SDR Troubleshooting: Gain, Sample Rate, Drift, and Overload

SDR problems often look mysterious (“nothing shows up”, “everything is bright”, “decoders are flaky”), but they usually come down to a few fixable knobs: gain staging, sample rate/USB throughput, oscillator drift, and front-end overload. This guide is a practical baseline for RTL-SDR/HackRF-style workflows.

1) Build a known-good baseline

Pick a strong, legal, always-on reference signal in your area (e.g., FM broadcast) and confirm you can see it reliably. The goal is to prove your SDR + software + USB path is healthy before chasing niche signals.

• Keep it simple: one SDR, one antenna, one program, default settings.
• Confirm tuning: if the peak is consistently offset, that’s drift/calibration, not “no signal.”

2) Gain staging (too low vs too high)

Gain is the most common self-inflicted wound. Too low = you miss weak signals. Too high = overload and spurious peaks.

• Overload signs: raised noise floor everywhere, mirrored peaks, broad “grass” that doesn’t change with antenna removal.
• Too-low signs: reference signals barely visible; decoder performance changes wildly with small movements.
• Rule of thumb: increase gain until the noise floor rises slightly, then back off a bit.

3) Sample rate, USB, and dropped samples

High sample rates stress the USB bus and your CPU. Dropped samples cause decoders to fail and time-domain analysis to lie.

• Reduce sample rate: if you see “dropped samples,” lower the rate first.
• Change ports/cables: bad USB cables are common; powered hubs can stabilize power.
• Close other apps: heavy CPU/GPU load can cause buffer underruns.

4) Drift and calibration

Cheap oscillators drift with temperature.

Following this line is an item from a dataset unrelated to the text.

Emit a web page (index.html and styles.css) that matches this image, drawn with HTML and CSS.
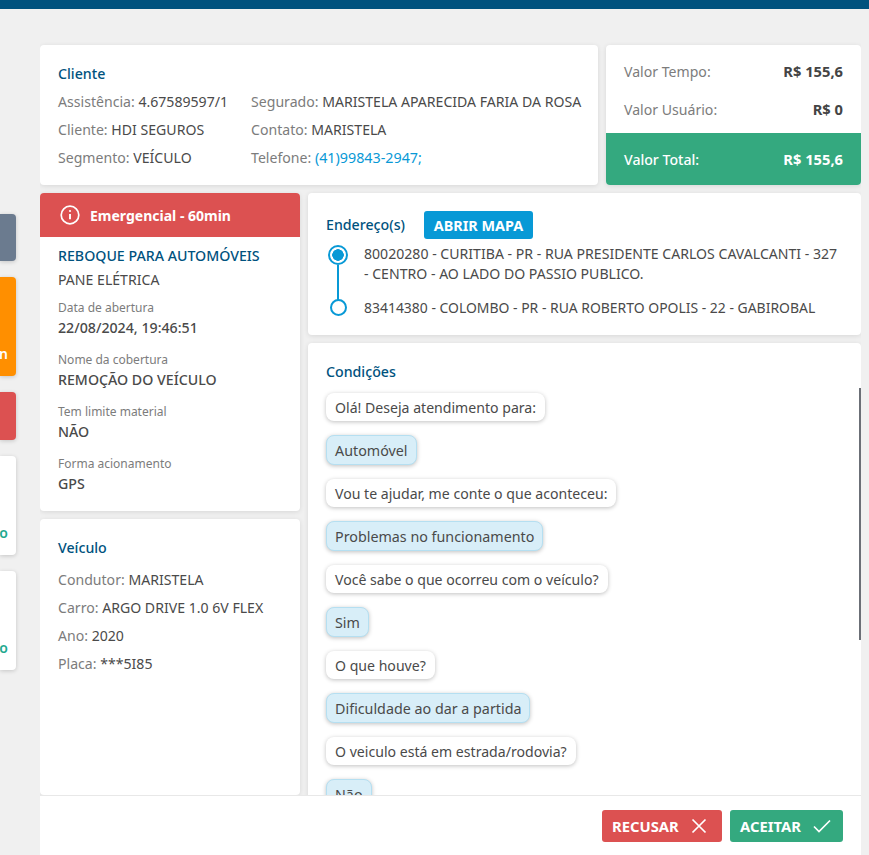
FILE: index.html
```html
<!DOCTYPE html>
<html lang="pt-BR">
<head>
<meta charset="utf-8">
<title>Assistência</title>
<link rel="stylesheet" href="styles.css">
</head>
<body>
<header class="topbar"></header>
<div class="page">
  <aside class="rail">
    <div class="rail-card rail-slate"></div>
    <div class="rail-card rail-orange"><span>n</span></div>
    <div class="rail-card rail-red"></div>
    <div class="rail-card rail-white"><span>o</span></div>
    <div class="rail-card rail-white"><span>o</span></div>
  </aside>
  <main class="main">
    <div class="content">
      <div class="top-row">
        <section class="card client">
          <h2 class="title">Cliente</h2>
          <div class="client-cols">
            <div class="col">
              <p class="line">Assistência: <b>4.67589597/1</b></p>
              <p class="line">Cliente: <b>HDI SEGUROS</b></p>
              <p class="line">Segmento: <b>VEÍCULO</b></p>
            </div>
            <div class="col">
              <p class="line">Segurado: <b>MARISTELA APARECIDA FARIA DA ROSA</b></p>
              <p class="line">Contato: <b>MARISTELA</b></p>
              <p class="line">Telefone: <a class="phone">(41)99843-2947;</a></p>
            </div>
          </div>
        </section>
        <section class="card values">
          <div class="value-row"><span>Valor Tempo:</span><strong>R$ 155,6</strong></div>
          <div class="value-row"><span>Valor Usuário:</span><strong>R$ 0</strong></div>
          <div class="value-total"><span>Valor Total:</span><strong>R$ 155,6</strong></div>
        </section>
      </div>
      <div class="bottom-row">
        <div class="left">
          <section class="card service">
            <div class="alert">
              <svg class="alert-icon" viewBox="0 0 20 20" width="20" height="20" fill="none" stroke="#fff"><circle cx="10" cy="10" r="8.8" stroke-width="1.7"/><path d="M10 9v5.2" stroke-width="1.9"/><circle cx="10" cy="6" r="1.1" fill="#fff" stroke="none"/></svg>
              <span>Emergencial - 60min</span>
            </div>
            <div class="service-body">
              <h2 class="title service-title">REBOQUE PARA AUTOMÓVEIS</h2>
              <p class="service-sub">PANE ELÉTRICA</p>
              <div class="field"><small>Data de abertura</small><b>22/08/2024, 19:46:51</b></div>
              <div class="field"><small>Nome da cobertura</small><b>REMOÇÃO DO VEÍCULO</b></div>
              <div class="field"><small>Tem limite material</small><b>NÃO</b></div>
              <div class="field"><small>Forma acionamento</small><b>GPS</b></div>
            </div>
          </section>
          <section class="card vehicle">
            <h2 class="title">Veículo</h2>
            <p class="line">Condutor: <b>MARISTELA</b></p>
            <p class="line">Carro: <b>ARGO DRIVE 1.0 6V FLEX</b></p>
            <p class="line">Ano: <b>2020</b></p>
            <p class="line">Placa: <b>***5I85</b></p>
          </section>
        </div>
        <div class="right">
          <section class="card address">
            <div class="address-head">
              <h2 class="title">Endereço(s)</h2>
              <button class="map-btn">ABRIR MAPA</button>
            </div>
            <div class="stops">
              <div class="stop">
                <span class="dot-slot"><span class="dot dot-active"></span></span>
                <p>80020280 - CURITIBA - PR - RUA PRESIDENTE CARLOS CAVALCANTI - 327 - CENTRO - AO LADO DO PASSIO PUBLICO.</p>
              </div>
              <div class="stop">
                <span class="dot-slot"><span class="dot"></span></span>
                <p>83414380 - COLOMBO - PR - RUA ROBERTO OPOLIS - 22 - GABIROBAL</p>
              </div>
            </div>
          </section>
          <section class="card conditions">
            <h2 class="title">Condições</h2>
            <div class="chat">
              <div class="bubble">Olá! Deseja atendimento para:</div>
              <div class="bubble reply">Automóvel</div>
              <div class="bubble">Vou te ajudar, me conte o que aconteceu:</div>
              <div class="bubble reply">Problemas no funcionamento</div>
              <div class="bubble">Você sabe o que ocorreu com o veículo?</div>
              <div class="bubble reply">Sim</div>
              <div class="bubble">O que houve?</div>
              <div class="bubble reply">Dificuldade ao dar a partida</div>
              <div class="bubble">O veiculo está em estrada/rodovia?</div>
              <div class="bubble reply">Não</div>
            </div>
            <span class="thumb"></span>
          </section>
        </div>
      </div>
    </div>
    <footer class="footer">
      <button class="action refuse">RECUSAR
        <svg viewBox="0 0 16 16" width="16" height="16" fill="none" stroke="#fff" stroke-width="1.7"><path d="M1.5 1.5l13 13M14.5 1.5l-13 13"/></svg>
      </button>
      <button class="action accept">ACEITAR
        <svg viewBox="0 0 18 14" width="18" height="14" fill="none" stroke="#fff" stroke-width="1.7"><path d="M1 7.5l5 5L17 1.5"/></svg>
      </button>
    </footer>
  </main>
</div>
</body>
</html>
```
FILE: styles.css
```css
* { box-sizing: border-box; }
html, body { margin: 0; height: 100%; overflow: hidden; }
body {
  background: #f0f0f0;
  font-family: "Noto Sans", "Open Sans", sans-serif;
  font-size: 14.1px;
  color: #4a4a4a;
}
p, h2 { margin: 0; }
.topbar { height: 9px; background: #00527e; }
.page { display: flex; height: 846px; }

.rail { width: 16px; flex: none; display: flex; flex-direction: column; gap: 16px; padding-top: 205px; }
.rail-card { border-radius: 0 4px 4px 0; box-shadow: 0 1px 4px rgba(0,0,0,.18); display: flex; align-items: flex-end; justify-content: flex-end; font-size: 14px; font-weight: 600; }
.rail-slate { height: 47px; background: #6b7b8f; }
.rail-orange { height: 99px; background: #ff8f00; color: #fff; padding: 0 8px 13px 0; }
.rail-red { height: 48px; background: #dc5151; }
.rail-white { height: 99px; background: #fff; color: #1fa98f; padding: 0 8px 13px 0; }

.main { width: 821px; margin-left: 24px; display: flex; flex-direction: column; height: 846px; }
.content { flex: 1; min-height: 0; overflow: hidden; padding-top: 36px; display: flex; flex-direction: column; gap: 8px; }
.footer { height: 60px; flex: none; background: #fff; border-top: 1px solid #e8e8e8; display: flex; justify-content: flex-end; align-items: flex-start; gap: 8px; padding: 14px 18px 0 0; }

.card { background: #fff; border-radius: 4px; box-shadow: 0 1px 5px rgba(0,0,0,.1); }
.title { font-size: 14.2px; font-weight: 500; color: #00527e; line-height: 20px; }
.line { line-height: 28px; color: #7c7c7c; white-space: nowrap; }
.line b { font-weight: 400; color: #4a4a4a; }

.top-row { display: flex; gap: 8px; height: 140px; flex: none; }
.client { width: 558px; padding: 19px 18px 0; }
.client-cols { display: flex; gap: 23px; margin-top: 4px; }
.phone { color: #0899d6; font-size: 14.3px; }

.values { width: 255px; overflow: hidden; display: flex; flex-direction: column; }
.value-row, .value-total { display: flex; justify-content: space-between; align-items: center; padding: 0 18px; }
.value-row { height: 38px; color: #7c7c7c; }
.value-row:first-child { height: 45px; padding-top: 7px; }
.value-row strong { color: #444; font-weight: 700; font-size: 14.7px; }
.value-total { margin-top: auto; height: 52px; background: #34a97f; color: #fff; font-weight: 500; }
.value-total strong { font-weight: 700; font-size: 14.7px; }

.bottom-row { display: flex; gap: 8px; flex: 1; min-height: 0; }
.left { width: 260px; flex: none; display: flex; flex-direction: column; gap: 8px; }
.right { width: 553px; flex: none; display: flex; flex-direction: column; gap: 8px; }

.alert { height: 44px; background: #dc5151; color: #fff; font-weight: 700; font-size: 14px; display: flex; align-items: center; gap: 10px; padding-left: 20px; border-radius: 4px 4px 0 0; }
.alert-icon { flex: none; }
.service { height: 318px; flex: none; }
.service-body { padding: 9px 18px 0; }
.service-title { line-height: 20px; }
.service-sub { line-height: 24px; margin-top: 2px; }
.field { margin-top: 12px; display: flex; flex-direction: column; }
.service-sub + .field { margin-top: 5px; }
.field small { font-size: 12px; line-height: 22px; color: #7c7c7c; }
.field b { font-weight: 500; line-height: 18px; font-size: 14.2px; }
.vehicle { flex: 1; padding: 19px 18px 0; }
.vehicle .title { margin-bottom: 8px; }

.address { height: 142px; flex: none; padding: 18px 18px 0; }
.address-head { display: flex; align-items: center; gap: 19px; }
.map-btn { border: 0; height: 28px; width: 109px; padding: 0; background: #0899d6; color: #fff; font: 700 14.4px "Noto Sans", sans-serif; border-radius: 3px; }
.stops { display: flex; flex-direction: column; gap: 14px; margin-top: 5px; }
.stop { display: flex; gap: 16px; padding-left: 2px; position: relative; }
.stop p { line-height: 20px; }
.stop + .stop p { font-size: 13.95px; }
.dot-slot { width: 20px; flex: none; display: flex; justify-content: center; align-items: flex-start; padding-top: 1px; }
.dot { width: 17px; height: 17px; flex: none; border-radius: 50%; border: 2px solid #0899d6; background: #fff; position: relative; z-index: 1; }
.dot-active { width: 20px; height: 20px; background: radial-gradient(circle, #0899d6 0 5.5px, #fff 6px); }
.stop:first-child::before { content: ""; position: absolute; left: 11px; top: 21px; height: 35px; width: 2px; background: #0899d6; }

.conditions { flex: 1; padding: 19px 18px 0; position: relative; }
.chat { display: flex; flex-direction: column; align-items: flex-start; gap: 14px; margin-top: 11px; }
.bubble { height: 28px; line-height: 30px; padding: 0 9px; background: #fff; border-radius: 8px; box-shadow: 0 1px 4px rgba(0,0,0,.25); white-space: nowrap; }
.reply { height: 30px; line-height: 30px; padding: 0 8px; font-size: 14.3px; background: #d8eef8; border: 1px solid #b5dff1; }
.thumb { position: absolute; right: 0; top: 45px; width: 2px; height: 252px; background: #6b6f76; }

.action { border: 0; height: 32px; border-radius: 3px; color: #fff; font: 700 14.8px "Noto Sans", sans-serif; display: flex; align-items: center; gap: 12px; padding: 0 10px; }
.refuse { width: 120px; background: #dc5151; }
.accept { width: 113px; background: #34a97f; }
```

Narrowband signals may “walk” across the spectrum during warm-up.

• Warm up: let the SDR run a few minutes before precision work.
• Calibrate: use known references to estimate PPM correction for your device.
• Expect variation: different days/temperatures can change drift slightly.

5) Filters/attenuation and overload

In strong RF environments, filters and attenuation are not “advanced”—they’re required. If FM broadcast or strong cellular signals swamp your front-end, you’ll see ghosts everywhere.

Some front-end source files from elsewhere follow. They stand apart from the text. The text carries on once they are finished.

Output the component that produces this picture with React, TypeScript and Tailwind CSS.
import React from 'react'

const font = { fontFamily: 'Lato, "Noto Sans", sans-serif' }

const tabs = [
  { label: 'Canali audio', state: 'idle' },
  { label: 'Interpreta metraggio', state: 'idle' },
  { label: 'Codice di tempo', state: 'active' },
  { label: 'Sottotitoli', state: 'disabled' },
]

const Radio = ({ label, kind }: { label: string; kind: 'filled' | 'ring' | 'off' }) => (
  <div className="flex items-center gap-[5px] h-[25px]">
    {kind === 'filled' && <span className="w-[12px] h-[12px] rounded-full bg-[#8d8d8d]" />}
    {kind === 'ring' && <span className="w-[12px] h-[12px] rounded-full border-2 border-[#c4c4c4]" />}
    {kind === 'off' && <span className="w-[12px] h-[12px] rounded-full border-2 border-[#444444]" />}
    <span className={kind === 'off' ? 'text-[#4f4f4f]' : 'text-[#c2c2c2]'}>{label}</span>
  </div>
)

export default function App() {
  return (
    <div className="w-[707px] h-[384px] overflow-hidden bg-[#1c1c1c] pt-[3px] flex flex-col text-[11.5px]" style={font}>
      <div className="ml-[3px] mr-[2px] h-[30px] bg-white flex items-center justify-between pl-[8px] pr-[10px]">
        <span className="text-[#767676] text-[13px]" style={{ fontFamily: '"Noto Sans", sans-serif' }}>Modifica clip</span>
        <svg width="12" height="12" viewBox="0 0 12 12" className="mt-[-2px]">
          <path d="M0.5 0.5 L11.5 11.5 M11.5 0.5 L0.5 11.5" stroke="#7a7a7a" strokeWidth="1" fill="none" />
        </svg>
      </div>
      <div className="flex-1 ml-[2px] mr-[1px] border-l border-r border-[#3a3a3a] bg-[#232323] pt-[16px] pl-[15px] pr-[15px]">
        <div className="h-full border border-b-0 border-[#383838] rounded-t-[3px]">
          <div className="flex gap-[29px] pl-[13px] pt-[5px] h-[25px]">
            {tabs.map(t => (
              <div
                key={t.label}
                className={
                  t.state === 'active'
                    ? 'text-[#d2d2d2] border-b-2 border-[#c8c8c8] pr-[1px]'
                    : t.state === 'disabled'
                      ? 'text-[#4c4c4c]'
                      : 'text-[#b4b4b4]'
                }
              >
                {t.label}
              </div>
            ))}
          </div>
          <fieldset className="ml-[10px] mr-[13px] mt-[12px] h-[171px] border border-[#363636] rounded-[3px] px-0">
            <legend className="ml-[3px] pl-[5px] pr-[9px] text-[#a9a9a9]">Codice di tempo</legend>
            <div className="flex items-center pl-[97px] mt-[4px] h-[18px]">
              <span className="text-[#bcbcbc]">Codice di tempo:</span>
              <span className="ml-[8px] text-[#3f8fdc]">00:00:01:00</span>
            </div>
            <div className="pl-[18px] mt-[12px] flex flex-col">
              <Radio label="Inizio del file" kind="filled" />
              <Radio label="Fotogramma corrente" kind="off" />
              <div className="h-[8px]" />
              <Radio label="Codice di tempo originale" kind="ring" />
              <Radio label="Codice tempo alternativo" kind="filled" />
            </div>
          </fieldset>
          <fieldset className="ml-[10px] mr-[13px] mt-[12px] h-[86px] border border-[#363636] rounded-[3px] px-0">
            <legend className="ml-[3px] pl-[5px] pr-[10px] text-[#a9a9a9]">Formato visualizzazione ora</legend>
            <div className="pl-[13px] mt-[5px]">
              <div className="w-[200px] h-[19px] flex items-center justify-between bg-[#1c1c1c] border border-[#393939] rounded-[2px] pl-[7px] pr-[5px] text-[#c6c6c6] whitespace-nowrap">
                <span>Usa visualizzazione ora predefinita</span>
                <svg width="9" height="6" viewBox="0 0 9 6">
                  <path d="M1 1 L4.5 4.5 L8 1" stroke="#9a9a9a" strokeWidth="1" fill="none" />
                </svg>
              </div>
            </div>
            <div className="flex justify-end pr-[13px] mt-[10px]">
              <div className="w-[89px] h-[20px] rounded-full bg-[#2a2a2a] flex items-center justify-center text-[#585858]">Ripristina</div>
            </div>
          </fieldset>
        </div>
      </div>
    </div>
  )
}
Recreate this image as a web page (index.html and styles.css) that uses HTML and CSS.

• Attenuator: reduces overall power, often improving decode stability.
• Bandpass filters: block out-of-band power so the front-end doesn’t saturate.
• Antenna choice: a “better” wideband antenna can be worse in overload scenarios.

What changed in 2026

• Affordable wideband coverage makes overload and imaging artifacts more common—especially in urban RF environments.
• Host USB scheduling and CPU load still dominate “mystery” drops; high sample rates are not free on every machine.
• Tooling defaults (auto gain, FFT smoothing) keep improving, which makes “it worked yesterday” comparisons harder without notes.

Myth vs reality

Myth: “Crank gain until the signal looks big—then you’re capturing correctly.”
Reality: Strong out-of-band signals can saturate the front-end; more gain often makes decodes worse, not better.

Validation criteria

1. A known reference (e.g., stable broadcast or lab tone) decodes at the expected frequency after warm-up.
2. Gain and sample rate choices survive a reboot without changing your conclusion—document the baseline.
3. You can explain overload vs. weak-signal cases using spectrum behavior, not only “it’s noisy.”